REQUIRED TASK →
Word for word, copy all the data and drop the pictures.

-- INFORMATION PROVIDED start --

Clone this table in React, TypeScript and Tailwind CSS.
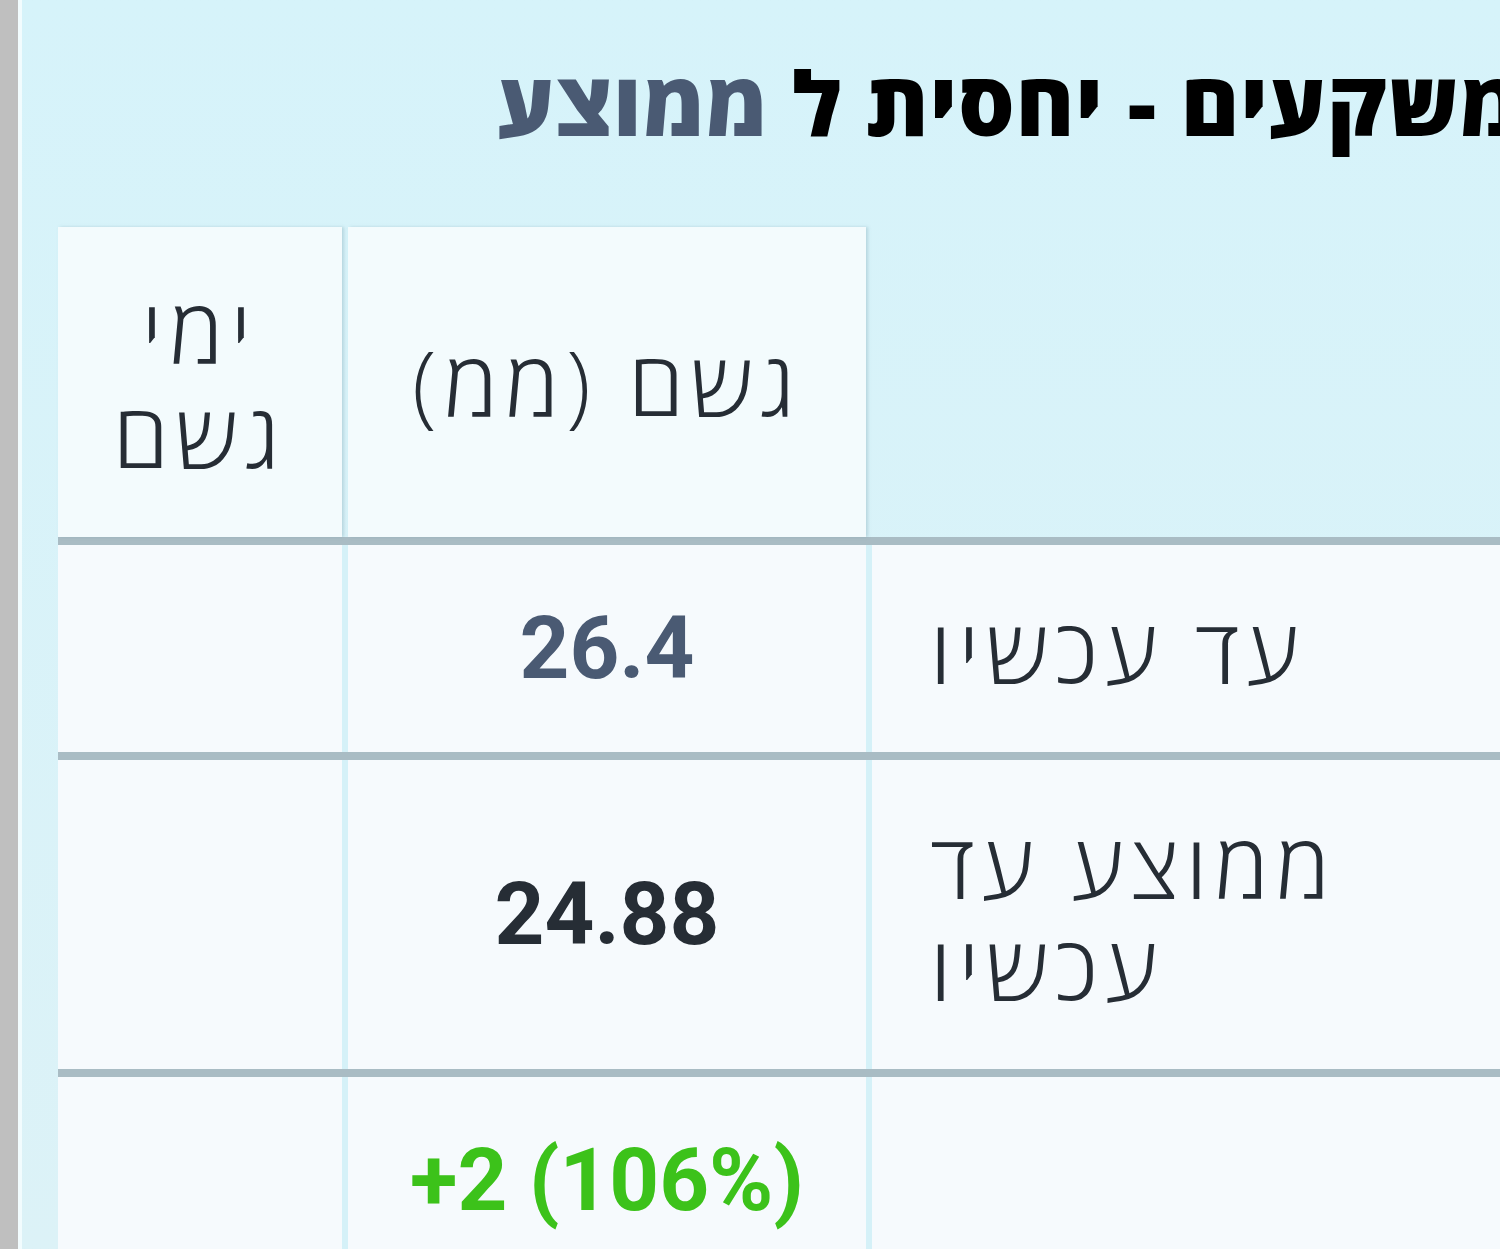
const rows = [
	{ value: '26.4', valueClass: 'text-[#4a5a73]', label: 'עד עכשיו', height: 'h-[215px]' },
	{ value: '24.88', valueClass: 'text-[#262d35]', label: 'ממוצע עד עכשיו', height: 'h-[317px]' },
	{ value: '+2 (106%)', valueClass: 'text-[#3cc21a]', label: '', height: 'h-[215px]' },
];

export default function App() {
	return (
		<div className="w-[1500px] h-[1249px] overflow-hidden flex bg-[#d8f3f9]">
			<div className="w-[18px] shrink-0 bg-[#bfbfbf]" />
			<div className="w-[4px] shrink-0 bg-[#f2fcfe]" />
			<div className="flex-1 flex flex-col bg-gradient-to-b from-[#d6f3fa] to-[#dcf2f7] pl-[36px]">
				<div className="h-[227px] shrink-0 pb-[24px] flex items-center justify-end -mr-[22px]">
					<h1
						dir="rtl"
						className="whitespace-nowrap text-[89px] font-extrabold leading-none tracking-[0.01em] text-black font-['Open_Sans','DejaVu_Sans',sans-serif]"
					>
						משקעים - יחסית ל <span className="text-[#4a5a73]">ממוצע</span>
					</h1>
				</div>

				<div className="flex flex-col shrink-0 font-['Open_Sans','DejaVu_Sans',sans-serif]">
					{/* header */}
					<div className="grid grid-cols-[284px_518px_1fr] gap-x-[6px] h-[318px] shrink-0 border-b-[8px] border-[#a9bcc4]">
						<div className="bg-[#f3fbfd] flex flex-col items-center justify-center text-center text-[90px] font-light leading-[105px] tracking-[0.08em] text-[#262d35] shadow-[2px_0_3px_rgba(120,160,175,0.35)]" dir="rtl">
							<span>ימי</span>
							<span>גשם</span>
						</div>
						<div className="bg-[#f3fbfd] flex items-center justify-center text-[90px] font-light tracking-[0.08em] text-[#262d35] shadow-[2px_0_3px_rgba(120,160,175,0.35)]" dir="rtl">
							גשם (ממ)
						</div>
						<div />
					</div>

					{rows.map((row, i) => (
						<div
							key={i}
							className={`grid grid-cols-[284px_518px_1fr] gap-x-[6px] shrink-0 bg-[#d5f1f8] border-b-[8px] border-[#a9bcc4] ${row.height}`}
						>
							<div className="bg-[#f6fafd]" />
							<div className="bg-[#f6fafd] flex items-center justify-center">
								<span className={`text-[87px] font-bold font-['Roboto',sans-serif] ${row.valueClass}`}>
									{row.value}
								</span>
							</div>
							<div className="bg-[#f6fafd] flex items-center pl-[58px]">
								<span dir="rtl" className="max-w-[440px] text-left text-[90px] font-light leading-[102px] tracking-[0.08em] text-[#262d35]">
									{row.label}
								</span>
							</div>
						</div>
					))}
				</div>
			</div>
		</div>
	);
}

-- INFORMATION PROVIDED end --

CORRECT OUTPUT →
Clone this table in React, TypeScript and Tailwind CSS.
const rows = [
	{ value: '26.4', valueClass: 'text-[#4a5a73]', label: 'עד עכשיו', height: 'h-[215px]' },
	{ value: '24.88', valueClass: 'text-[#262d35]', label: 'ממוצע עד עכשיו', height: 'h-[317px]' },
	{ value: '+2 (106%)', valueClass: 'text-[#3cc21a]', label: '', height: 'h-[215px]' },
];

export default function App() {
	return (
		<div className="w-[1500px] h-[1249px] overflow-hidden flex bg-[#d8f3f9]">
			<div className="w-[18px] shrink-0 bg-[#bfbfbf]" />
			<div className="w-[4px] shrink-0 bg-[#f2fcfe]" />
			<div className="flex-1 flex flex-col bg-gradient-to-b from-[#d6f3fa] to-[#dcf2f7] pl-[36px]">
				<div className="h-[227px] shrink-0 pb-[24px] flex items-center justify-end -mr-[22px]">
					<h1
						dir="rtl"
						className="whitespace-nowrap text-[89px] font-extrabold leading-none tracking-[0.01em] text-black font-['Open_Sans','DejaVu_Sans',sans-serif]"
					>
						משקעים - יחסית ל <span className="text-[#4a5a73]">ממוצע</span>
					</h1>
				</div>

				<div className="flex flex-col shrink-0 font-['Open_Sans','DejaVu_Sans',sans-serif]">
					{/* header */}
					<div className="grid grid-cols-[284px_518px_1fr] gap-x-[6px] h-[318px] shrink-0 border-b-[8px] border-[#a9bcc4]">
						<div className="bg-[#f3fbfd] flex flex-col items-center justify-center text-center text-[90px] font-light leading-[105px] tracking-[0.08em] text-[#262d35] shadow-[2px_0_3px_rgba(120,160,175,0.35)]" dir="rtl">
							<span>ימי</span>
							<span>גשם</span>
						</div>
						<div className="bg-[#f3fbfd] flex items-center justify-center text-[90px] font-light tracking-[0.08em] text-[#262d35] shadow-[2px_0_3px_rgba(120,160,175,0.35)]" dir="rtl">
							גשם (ממ)
						</div>
						<div />
					</div>

					{rows.map((row, i) => (
						<div
							key={i}
							className={`grid grid-cols-[284px_518px_1fr] gap-x-[6px] shrink-0 bg-[#d5f1f8] border-b-[8px] border-[#a9bcc4] ${row.height}`}
						>
							<div className="bg-[#f6fafd]" />
							<div className="bg-[#f6fafd] flex items-center justify-center">
								<span className={`text-[87px] font-bold font-['Roboto',sans-serif] ${row.valueClass}`}>
									{row.value}
								</span>
							</div>
							<div className="bg-[#f6fafd] flex items-center pl-[58px]">
								<span dir="rtl" className="max-w-[440px] text-left text-[90px] font-light leading-[102px] tracking-[0.08em] text-[#262d35]">
									{row.label}
								</span>
							</div>
						</div>
					))}
				</div>
			</div>
		</div>
	);
}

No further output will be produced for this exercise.